The suspect was eventually lynched to death by some young people in the area.
On the 18th of February, 2016, a man suspected to be mentally ill allegedly butchered three elderly female farmers in Jamasi, a town in the Ashanti region.
The deceased, Afia Adukuma, 63, and her sister, Yaa Nyamekye, were murdered by the man on their farm.
The third victim, Rose Akyaa, was however pronounced dead after managing to get to the hospital.
These are but a few of the many cases which are believed to be associated with mental disorder.
Of course, there may be others who have some sort of mental disorder but are not exhibiting these violent acts.
The Chief Psychiatrist of the Ghana Health Service, Dr. Akwasi Osei, in November 2015 revealed that about 2.7 million people representing 10 per cent of the population in Ghana have mental illness.
“The everyday problems we hear about such as suicide or attempted suicide, armed robbery, wife battering, grandmother boiling the grandchild in water among others: most of these, if not all of them, are really mental health issues.
“If you are not afflicted yourself, you are affected in one way or the other,” he said at a ceremony to mark World Mental Health Day last year.
According to mental health practitioner, Kobby Blay, the most prevalent health issue Ghanaians are currently facing is schizophrenia, which is a chronic and severe mental disorder that affects how a person thinks, feels, and behaves.
He attributed the rising case of schizophrenia to financial difficulties, loss of dear ones, alcoholism, genetic factors, and drug abuse.
He wanted the public to look out for people who show signs of hallucination, oversleeping or insomnia; people who give disorganised statements or lack emotional expression in order to encourage them to begin early treatment.
Programmes introduced so far to curb the rate of mental cases
The Mental Health Authority in October 2015, announced that it has begun a medium to long-term development plan which will recognise, regulate and collaborate with faith-based and traditional healers who would provide psychiatric care to those who believed in divine intervention or faith healing.
In that same year, the MHA indicated that it had begun embarking on ‘Operation Clear the Streets’ to clear the streets of all mentally-challenged persons and make the streets safe for public use.
Dr. Akwasi Osei, Chief Psychiatrist had stated that out of every ten patients on the streets eight or nine will be well if sent to the hospital for treatment.
What needs to be done moving forward
There is no denying the fact that financial difficulties, lack of medication among others are the basic challenges facing the Mental Health Authority. It is therefore expected that the passage of the mental health law will help address these challenges. A Legislative Instrument (LI) which will guide the implementation of the mental health act has been fully drafted and is currently before the parliamentary sub-committee on constitutional and legal affairs to be hopefully passed into law soon.

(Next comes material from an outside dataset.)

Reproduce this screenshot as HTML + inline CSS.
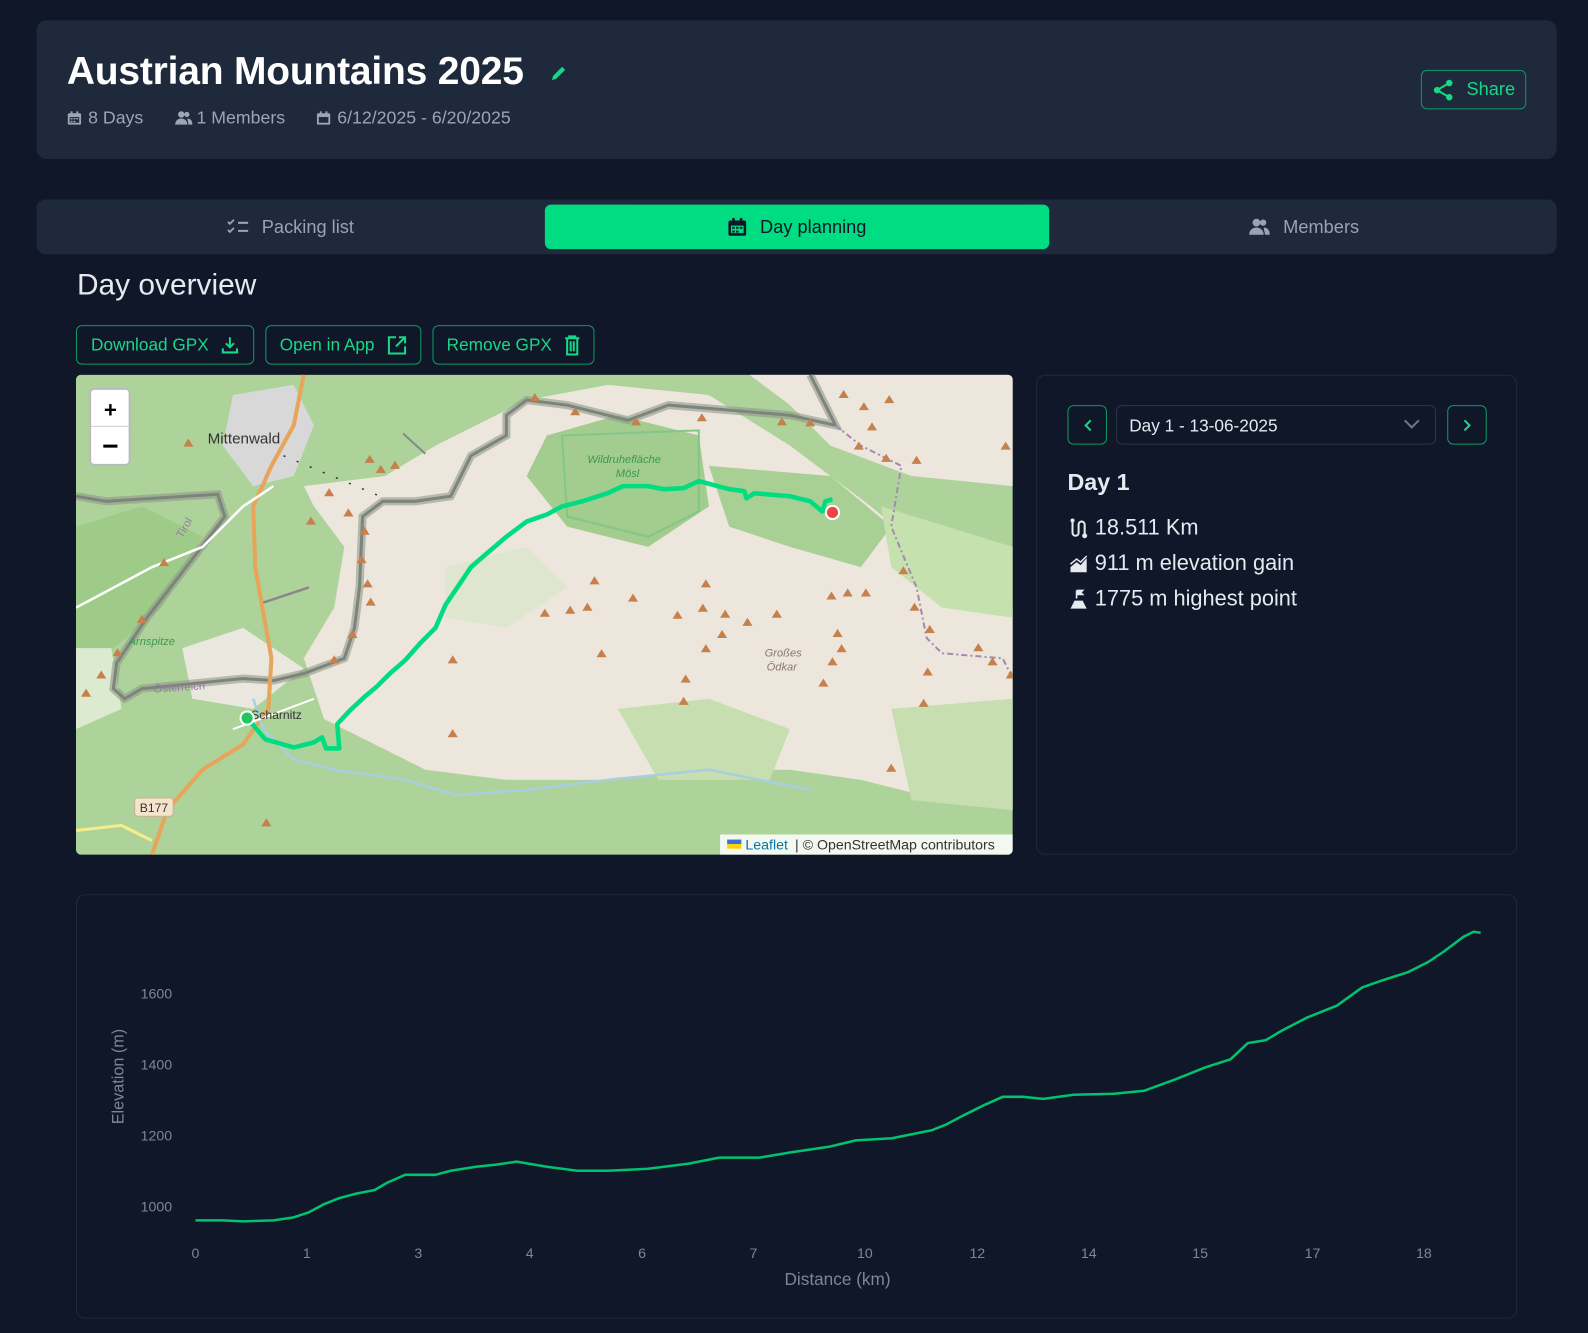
<!DOCTYPE html>
<html><head><meta charset="utf-8">
<style>
*{box-sizing:border-box;margin:0;padding:0}
html,body{width:1588px;height:1333px;overflow:hidden;background:#0f1729;font-family:"Liberation Sans",sans-serif}
#w{position:absolute;left:0;top:0;width:1568px;height:1316px;transform:scale(1.01276);transform-origin:0 0}
.abs{position:absolute}
.card{left:36px;top:20px;width:1501px;height:137px;background:#1e293b;border-radius:10px}
h1{position:absolute;left:66px;top:49px;font-size:38.5px;font-weight:bold;color:#fff;letter-spacing:-0.2px}
.meta{position:absolute;top:106px;font-size:17.5px;color:#9aa5b5;display:flex;align-items:center;gap:6px}
.btn{position:absolute;border:1px solid #0e9a62;border-radius:6px;color:#16d986;font-size:17px;display:flex;align-items:center;justify-content:center;gap:12px}
.tabs{left:36px;top:197px;width:1501px;height:54px;background:#1e293b;border-radius:9px}
.tab{position:absolute;top:202px;height:44px;display:flex;align-items:center;justify-content:center;gap:12px;font-size:18px;color:#97a3b6}
.panel{position:absolute;border:1px solid #1f2a3b;border-radius:9px}
.stat{position:absolute;left:1055px;font-size:21.5px;color:#e5e9f0;display:flex;align-items:center;gap:6px}
.nb{position:absolute;top:400px;width:39px;height:39px;border:1px solid #0e9a62;border-radius:6px;display:flex;align-items:center;justify-content:center}
</style></head><body><div id="w">
<div class="abs card"></div>
<h1>Austrian Mountains 2025</h1>
<svg class="abs" style="left:542px;top:62px" width="20" height="20" viewBox="0 0 20 20"><path d="M3 17l1-4 9-9 3 3-9 9z" fill="#16d986"/></svg>
<div class="meta" style="left:66px"><svg width="15" height="15" viewBox="0 0 16 16"><rect x="1" y="3" width="14" height="12" rx="1.5" fill="#9aa5b5"/><rect x="4" y="1" width="2" height="3" fill="#9aa5b5"/><rect x="10" y="1" width="2" height="3" fill="#9aa5b5"/><rect x="3" y="7" width="10" height="6" fill="#1e293b"/><g fill="#9aa5b5"><rect x="4" y="8" width="2" height="1.5"/><rect x="7" y="8" width="2" height="1.5"/><rect x="10" y="8" width="2" height="1.5"/><rect x="4" y="11" width="2" height="1.5"/><rect x="7" y="11" width="2" height="1.5"/></g></svg>8 Days</div>
<div class="meta" style="left:172px;gap:4px"><svg width="18" height="15" viewBox="0 0 18 15"><circle cx="7" cy="4" r="3.2" fill="#9aa5b5"/><circle cx="12.5" cy="4" r="2.6" fill="#9aa5b5"/><path d="M1 14c0-4 3-6 6-6s6 2 6 6z" fill="#9aa5b5"/><path d="M13 8c3 0 5 2 5 6h-4c0-2-1-4-1-6z" fill="#9aa5b5"/></svg>1 Members</div>
<div class="meta" style="left:312px"><svg width="15" height="15" viewBox="0 0 16 16"><rect x="1" y="3" width="14" height="12" rx="1.5" fill="#9aa5b5"/><rect x="4" y="1" width="2" height="3" fill="#9aa5b5"/><rect x="10" y="1" width="2" height="3" fill="#9aa5b5"/><rect x="3" y="7" width="10" height="6" fill="#1e293b"/></svg>6/12/2025 - 6/20/2025</div>
<div class="btn" style="left:1403px;top:69px;width:104px;height:39px;font-size:18px"><svg width="22" height="22" viewBox="0 0 22 22"><circle cx="17" cy="4" r="3.2" fill="#16d986"/><circle cx="5" cy="11" r="3.2" fill="#16d986"/><circle cx="17" cy="18" r="3.2" fill="#16d986"/><path d="M17 4L5 11l12 7" stroke="#16d986" stroke-width="2" fill="none"/></svg>Share</div>

<div class="abs tabs"></div>
<div class="abs" style="left:538px;top:202px;width:498px;height:44px;background:#00dc82;border-radius:6px"></div>
<div class="tab" style="left:36px;width:502px"><svg width="22" height="18" viewBox="0 0 22 18"><path d="M1 4l2 2 4-4M1 12l2 2 4-4" stroke="#97a3b6" stroke-width="1.8" fill="none"/><path d="M11 5h10M11 13h10" stroke="#97a3b6" stroke-width="2"/></svg>Packing list</div>
<div class="tab" style="left:538px;width:498px;color:#0f1729"><svg width="20" height="20" viewBox="0 0 16 16"><rect x="1" y="3" width="14" height="12" rx="1.5" fill="#0f1729"/><rect x="4" y="1" width="2" height="3" fill="#0f1729"/><rect x="10" y="1" width="2" height="3" fill="#0f1729"/><rect x="3" y="7" width="10" height="6" fill="#00dc82"/><g fill="#0f1729"><rect x="4" y="8" width="2" height="1.5"/><rect x="7" y="8" width="2" height="1.5"/><rect x="10" y="8" width="2" height="1.5"/><rect x="4" y="11" width="2" height="1.5"/><rect x="7" y="11" width="2" height="1.5"/></g></svg>Day planning</div>
<div class="tab" style="left:1036px;width:501px"><svg width="24" height="18" viewBox="0 0 18 15"><circle cx="7" cy="4" r="3.2" fill="#97a3b6"/><circle cx="12.5" cy="4" r="2.6" fill="#97a3b6"/><path d="M1 14c0-4 3-6 6-6s6 2 6 6z" fill="#97a3b6"/><path d="M13 8c3 0 5 2 5 6h-4c0-2-1-4-1-6z" fill="#97a3b6"/></svg>Members</div>

<div class="abs" style="left:76px;top:265px;font-size:29.5px;color:#e6eaf0">Day overview</div>
<div class="btn" style="left:75px;top:321px;width:176px;height:39px"><span>Download GPX</span><svg width="18" height="18" viewBox="0 0 18 18"><path d="M9 1v10M5 7l4 4 4-4M2 12v4h14v-4" stroke="#16d986" stroke-width="2" fill="none"/></svg></div>
<div class="btn" style="left:262px;top:321px;width:154px;height:39px"><span>Open in App</span><svg width="20" height="20" viewBox="0 0 20 20"><path d="M9 2H2v16h16v-7M12 2h6v6M18 2L9 11" stroke="#16d986" stroke-width="2" fill="none"/></svg></div>
<div class="btn" style="left:427px;top:321px;width:160px;height:39px"><span>Remove GPX</span><svg width="16" height="20" viewBox="0 0 16 20"><path d="M1 3h14M5 3V1h6v2M3 3v16h10V3M6.5 6v10M9.5 6v10" stroke="#16d986" stroke-width="2" fill="none"/></svg></div>

<svg class="abs" style="left:75px;top:370px;border-radius:5px" width="925" height="474" viewBox="75 370 925 474">
<rect x="75" y="370" width="925" height="474" fill="#aed39a"/>
<path d="M300,480 380,470 430,440 470,420 520,395 600,380 700,390 780,440 860,500 930,560 1000,600 1000,800 930,790 850,770 780,760 700,760 600,770 500,770 420,760 360,730 320,710 300,650 330,600 340,540 310,500Z" fill="#ede6dd"/>
<path d="M740,370 1000,370 1000,480 900,470 820,440 780,400Z" fill="#ede6dd"/>
<path d="M540,430 610,410 690,430 700,500 640,540 560,520 520,470Z" fill="#a3cc8f"/>
<path d="M700,460 820,470 880,520 850,560 780,540 720,520Z" fill="#a8cf94"/>
<path d="M870,500 1000,540 1000,610 930,600 880,560Z" fill="#c5e2ae"/>
<path d="M440,560 520,540 560,580 500,620 440,610Z" fill="#dfe6cf"/>
<path d="M610,700 700,690 780,720 760,770 650,770Z" fill="#c6deb0"/>
<path d="M880,700 1000,690 1000,800 900,790Z" fill="#c6deb0"/>
<path d="M75,520 140,500 200,530 160,600 100,650 75,640Z" fill="#9fcb89"/>
<path d="M180,640 240,620 300,660 250,700 190,690Z" fill="#eae7df"/>
<path d="M75,640 110,640 120,700 75,720Z" fill="#dcead0"/>
<path d="M230,390 290,380 310,420 290,470 250,480 220,440Z" fill="#d8d8d8"/>
<path d="M555,430 690,425 690,505 640,530 560,510Z" fill="none" stroke="#82c68a" stroke-width="2"/>
<path d="M75,490 105,495 215,488 222,510 180,565 145,610 115,655 112,680 123,690 140,680 240,670 270,672 300,665 340,650 350,620 355,580 358,510 378,495 410,495 445,490 465,450 500,430 500,410 520,395 560,400 620,415 660,400 720,405 780,410 825,420 800,370" fill="none" stroke="#8f9a8c" stroke-width="8" opacity=".6"/>
<path d="M75,490 105,495 215,488 222,510 180,565 145,610 115,655 112,680 123,690 140,680 240,670 270,672 300,665 340,650 350,620 355,580 358,510 378,495 410,495 445,490 465,450 500,430 500,410 520,395 560,400 620,415 660,400 720,405 780,410 825,420 800,370" fill="none" stroke="#7d857b" stroke-width="3"/>
<path d="M825,420 850,440 890,460 880,520 905,580 915,630 930,645 990,650 1000,670" fill="none" stroke="#a58ab0" stroke-width="2" stroke-dasharray="6,3,2,3"/>
<path d="M150,844 165,800 200,760 240,735 265,700 268,650 252,560 250,500 268,460 290,420 300,370" fill="none" stroke="#e7a45a" stroke-width="4"/>
<path d="M75,600 150,560 200,540 240,500 270,480" fill="none" stroke="#fff" stroke-width="2.5"/>
<path d="M75,820 120,815 150,830" fill="none" stroke="#f5ee8a" stroke-width="3"/>
<path d="M250,690 260,720 290,750 330,760 400,770 450,785 520,780 600,770 700,760 800,780" fill="none" stroke="#a7cfe0" stroke-width="2.5"/>
<path d="M230,720 310,690" stroke="#fff" stroke-width="2"/>
<path d="M280,450 380,492" stroke="#333" stroke-width="1.5" stroke-dasharray="2,12"/>
<path d="M260,595 305,580" stroke="#888" stroke-width="2.5"/>
<path d="M398,428 420,448" stroke="#888" stroke-width="2"/>
<path fill="#c6804c" d="M528,388l5,8h-10zM568,402l5,8h-10zM628,412l5,8h-10zM693,408l5,8h-10zM772,412l5,8h-10zM800,413l5,8h-10zM833,385l5,8h-10zM853,397l5,8h-10zM861,417l5,8h-10zM365,449l5,8h-10zM376,459l5,8h-10zM390,455l5,8h-10zM325,482l5,8h-10zM344,502l5,8h-10zM307,510l5,8h-10zM360,520l5,8h-10zM357,548l5,8h-10zM363,572l5,8h-10zM366,590l5,8h-10zM348,622l5,8h-10zM330,647l5,8h-10zM186,433l5,8h-10zM162,551l5,8h-10zM140,607l5,8h-10zM116,640l5,8h-10zM100,662l5,8h-10zM85,680l5,8h-10zM447,647l5,8h-10zM447,720l5,8h-10zM263,808l5,8h-10zM587,569l5,8h-10zM625,586l5,8h-10zM538,601l5,8h-10zM563,598l5,8h-10zM580,595l5,8h-10zM669,603l5,8h-10zM694,596l5,8h-10zM713,622l5,8h-10zM716,602l5,8h-10zM767,602l5,8h-10zM738,610l5,8h-10zM677,666l5,8h-10zM675,688l5,8h-10zM827,621l5,8h-10zM831,636l5,8h-10zM822,649l5,8h-10zM821,584l5,8h-10zM837,581l5,8h-10zM855,581l5,8h-10zM813,670l5,8h-10zM880,754l5,8h-10zM875,448l5,8h-10zM905,450l5,8h-10zM892,559l5,8h-10zM903,595l5,8h-10zM918,617l5,8h-10zM966,635l5,8h-10zM980,649l5,8h-10zM916,659l5,8h-10zM912,690l5,8h-10zM998,662l5,8h-10zM848,436l5,8h-10zM697,572l5,8h-10zM594,641l5,8h-10zM697,636l5,8h-10zM878,390l5,8h-10zM993,436l5,8h-10z"/>
<text x="205" y="438" font-size="15" fill="#333" font-family="Liberation Sans">Mittenwald</text>
<text x="127" y="637" font-size="11" fill="#3a9a50" font-style="italic" font-family="Liberation Sans">Arnspitze</text>
<text x="152" y="684" font-size="11" fill="#9a7aa5" font-family="Liberation Sans" transform="rotate(-4 152 684)">Österreich</text>
<text x="180" y="532" font-size="11" fill="#9a7aa5" font-family="Liberation Sans" transform="rotate(-60 180 532)">Tirol</text>
<text x="580" y="457" font-size="11" fill="#3a9a50" font-style="italic" font-family="Liberation Sans">Wildruhefläche</text>
<text x="608" y="471" font-size="11" fill="#3a9a50" font-style="italic" font-family="Liberation Sans">Mösl</text>
<text x="755" y="648" font-size="11" fill="#8c7a6a" font-style="italic" font-family="Liberation Sans">Großes</text>
<text x="757" y="662" font-size="11" fill="#8c7a6a" font-style="italic" font-family="Liberation Sans">Ödkar</text>
<text x="248" y="710" font-size="12" fill="#333" font-family="Liberation Sans">Scharnitz</text>
<rect x="133" y="788" width="38" height="18" rx="3" fill="#f4e4cc" stroke="#c9b08f"/>
<text x="138" y="802" font-size="12" fill="#333" font-family="Liberation Sans">B177</text>
<polyline points="244,709 262,730 290,738 310,733 318,728 322,739 335,739 333,715 345,702 360,688 372,678 385,665 400,652 415,635 430,620 440,597 455,575 465,560 480,547 500,530 520,515 540,508 555,500 575,495 600,487 615,480 640,480 655,483 675,482 690,475 720,483 735,485 737,492 745,487 780,490 800,495 812,505 815,495 822,493" fill="none" stroke="#00dc82" stroke-width="4.5" stroke-linejoin="round"/>
<circle cx="244" cy="709" r="6.5" fill="#22c55e" stroke="#fff" stroke-width="2"/>
<circle cx="822" cy="506" r="6.5" fill="#ef4444" stroke="#fff" stroke-width="2"/>
<rect x="89" y="384" width="39" height="75" rx="4" fill="#fff" stroke="#bbb" stroke-width="2"/>
<line x1="90" y1="421" x2="127" y2="421" stroke="#ccc"/>
<text x="109" y="412" font-size="22" font-weight="bold" fill="#000" text-anchor="middle" font-family="Liberation Sans">+</text>
<rect x="102" y="439" width="14" height="3" fill="#000"/>
<rect x="711" y="824" width="289" height="20" fill="rgba(255,255,255,.85)"/>
<rect x="718" y="829" width="14" height="4.5" fill="#3d6fd6"/><rect x="718" y="833.5" width="14" height="4.5" fill="#ffd500"/>
<text x="736" y="839" font-size="14" fill="#0078a8" font-family="Liberation Sans">Leaflet</text>
<text x="785" y="839" font-size="14" fill="#333" font-family="Liberation Sans">| © OpenStreetMap contributors</text>
</svg>

<div class="panel" style="left:1023px;top:370px;width:475px;height:474px"></div>
<div class="nb" style="left:1054px"><svg width="10" height="14" viewBox="0 0 10 14"><path d="M8 2L3 7l5 5" stroke="#16d986" stroke-width="2" fill="none"/></svg></div>
<div class="abs" style="left:1102px;top:400px;width:316px;height:39px;border:1px solid #2b3647;border-radius:6px;color:#e5e9f0;font-size:17px;padding:10px 12px">Day 1 - 13-06-2025</div>
<svg class="abs" style="left:1385px;top:413px" width="18" height="12" viewBox="0 0 18 12"><path d="M2 2l7 7 7-7" stroke="#6b7689" stroke-width="2" fill="none"/></svg>
<div class="nb" style="left:1429px"><svg width="10" height="14" viewBox="0 0 10 14"><path d="M2 2l5 5-5 5" stroke="#16d986" stroke-width="2" fill="none"/></svg></div>
<div class="abs" style="left:1054px;top:463px;font-size:23px;font-weight:bold;color:#e5e9f0">Day 1</div>
<div class="stat" style="top:509px"><svg width="20" height="22" viewBox="0 0 20 22"><path d="M4 3v12a3 3 0 006 0V7a3 3 0 016 0v10" stroke="#e5e9f0" stroke-width="2" fill="none"/><circle cx="4" cy="3" r="2" fill="#e5e9f0"/><circle cx="16" cy="18" r="2.5" fill="#e5e9f0"/></svg>18.511 Km</div>
<div class="stat" style="top:544px"><svg width="20" height="20" viewBox="0 0 20 20"><path d="M2 18V13l6-5 4 3 6-7v14z" fill="#e5e9f0"/><path d="M2 10l6-5 4 3 6-6" stroke="#e5e9f0" stroke-width="1.5" fill="none"/></svg>911 m elevation gain</div>
<div class="stat" style="top:579px"><svg width="20" height="22" viewBox="0 0 20 22"><path d="M8 2v8M8 2h6l-2 2 2 2H8" stroke="#e5e9f0" stroke-width="1.6" fill="#e5e9f0"/><path d="M2 20l4-8h8l4 8z" fill="#e5e9f0"/></svg>1775 m highest point</div>

<div class="panel" style="left:75px;top:883px;width:1423px;height:419px"></div>
<svg class="abs" style="left:0;top:0" width="1568" height="1316" viewBox="0 0 1568 1316" font-family="Liberation Sans">
<g font-size="14" fill="#7d8697" text-anchor="end">
<text x="170" y="986">1600</text><text x="170" y="1056">1400</text><text x="170" y="1126">1200</text><text x="170" y="1196">1000</text></g>
<text x="122" y="1063" font-size="16" fill="#7d8697" text-anchor="middle" transform="rotate(-90 122 1063)">Elevation (m)</text>
<g font-size="14" fill="#7d8697" text-anchor="middle">
<text x="193" y="1242">0</text><text x="303" y="1242">1</text><text x="413" y="1242">3</text><text x="523" y="1242">4</text><text x="634" y="1242">6</text><text x="744" y="1242">7</text><text x="854" y="1242">10</text><text x="965" y="1242">12</text><text x="1075" y="1242">14</text><text x="1185" y="1242">15</text><text x="1296" y="1242">17</text><text x="1406" y="1242">18</text></g>
<text x="827" y="1269" font-size="17" fill="#7d8697" text-anchor="middle">Distance (km)</text>
<polyline points="193,1205 220,1205 240,1206 270,1205 290,1202 305,1197 320,1189 335,1183 350,1179 370,1175 382,1168 400,1160 430,1160 445,1156 470,1152 490,1150 510,1147 540,1152 570,1156 600,1156 640,1154 680,1149 710,1143 750,1143 780,1138 820,1132 845,1126 880,1124 920,1116 935,1110 950,1102 970,1092 990,1083 1010,1083 1030,1085 1060,1081 1100,1080 1130,1077 1160,1066 1190,1054 1215,1046 1232,1030 1250,1027 1265,1018 1290,1005 1320,993 1345,975 1365,968 1390,960 1410,950 1425,940 1445,925 1455,920 1462,921" fill="none" stroke="#00c26f" stroke-width="2.5" stroke-linejoin="round"/>
</svg>
</div></body></html>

As health facilities in Ghana which provide services for mental health practitioners are relatively inadequate, it behoves the country to step up its decentralisation policy which would take mental health care to the doorsteps of communities.
The Mental Health Authority is hopeful that introduction of district mental health sub-committees will complete the process of decentralisation.
And most significantly, Ghanaians must learn to change their perception and attitude for mental health patients, especially those treated and discharged. After all, that is the only way such patients can adapt into society upon recovery.
Besides, people who have thoughts of committing suicide, or thoughts of harming others should be checked immediately, in order to prevent any major mental health issue which can cause more grievous harm than the normal forms of crimes already known.